Ultra Short Period Planets and their Nearby Companions
Systems of tightly packed inner planets (STIPs) occur in about 20-30% of systems (Muirhead 2015, Zhu 2018). STIPs generally have many planets residing within 0.5 AU or so of their host stars, and are fairly well-confined in orbital inclination. Ultra-short period planets (USPs), defined as those with orbital periods less than a day, occur in roughly 0.5% of systems (Sanchis-Ojeda 2014). Once a sufficiently large sample of both types of planets had been assembled by Kepler, Dai et al. (2018) showed that USPs tend to have a larger range of mutual inclination with their nearby planets than longer-period planets. Sometimes, a STIP will host an USP, and these systems serve as prime case studies to examine this effect.
The K2-266 system, discovered in Rodriguez, Becker, et al. (2018), is a perfect example of the overlap between USPs and STIPs, where the USP shows a large mutual inclination with respect to the STIP while the STIP internally has low mutual inclination. In this way, K2-266 resides in two dynamical states, with the outer system being compact with a low range in orbital inclination, and the inner planet being misaligned with respect to the STIP by a significant 14-17 degrees. Additionally, two of the planets in this system are close to a 4:3 mean motion resonance, which is suggestive of a disk-driven migratory history.

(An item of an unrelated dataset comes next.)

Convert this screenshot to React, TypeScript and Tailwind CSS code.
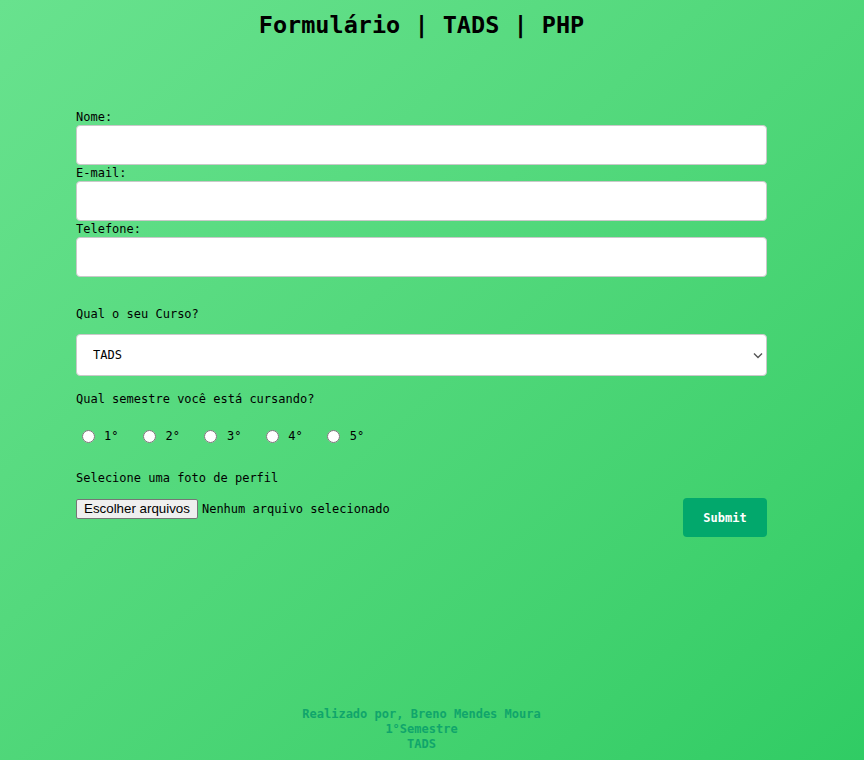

this work, please see my 2020 DDA talk.
In Becker, Batygin, Fabrycky, et al. (2020), we consider how the geometry described above could have arisen. Starting from a totally coplanar system (if the USP and STIP all form in an unbroken protoplanetary disk, then this should have been the initial condition), then some mechanism must misalign the USP from the STIP while still keeping the mutual inclinations of the STIP low. We find that there are two options that can cause the system geometry we see today: an additional unseen companion, or a slight stellar obliquity. In the former option, some particular choices of orbital parameters for an additional companion would cause the USP to decouple from the STIP while still allowing the STIP inclinations to remain similar to each other. It is possible that this unseen companion could be detected observationally in the future, so we will have to wait and see. For the latter option (the stellar obliquity), a slight misalignment of the stellar spin axis with the planetary orbital angular momenta could allow the USP and STIP to reside in dynamically distinct states. For some values of the stellar quadrupole moment, this could also recreate the geometry of the K2-266 system.
Although at the current time we cannot determine which of these mechanisms was more important in the K2-266 systems, future observations and more theoretical work will make it easier to figure out! For more on applying the ideas described above (stellar obliquity and the stellar quadrupole moment affecting the inclinations of close-in planets) to a larger set of systems, also see Li, Dai, and Becker (2020).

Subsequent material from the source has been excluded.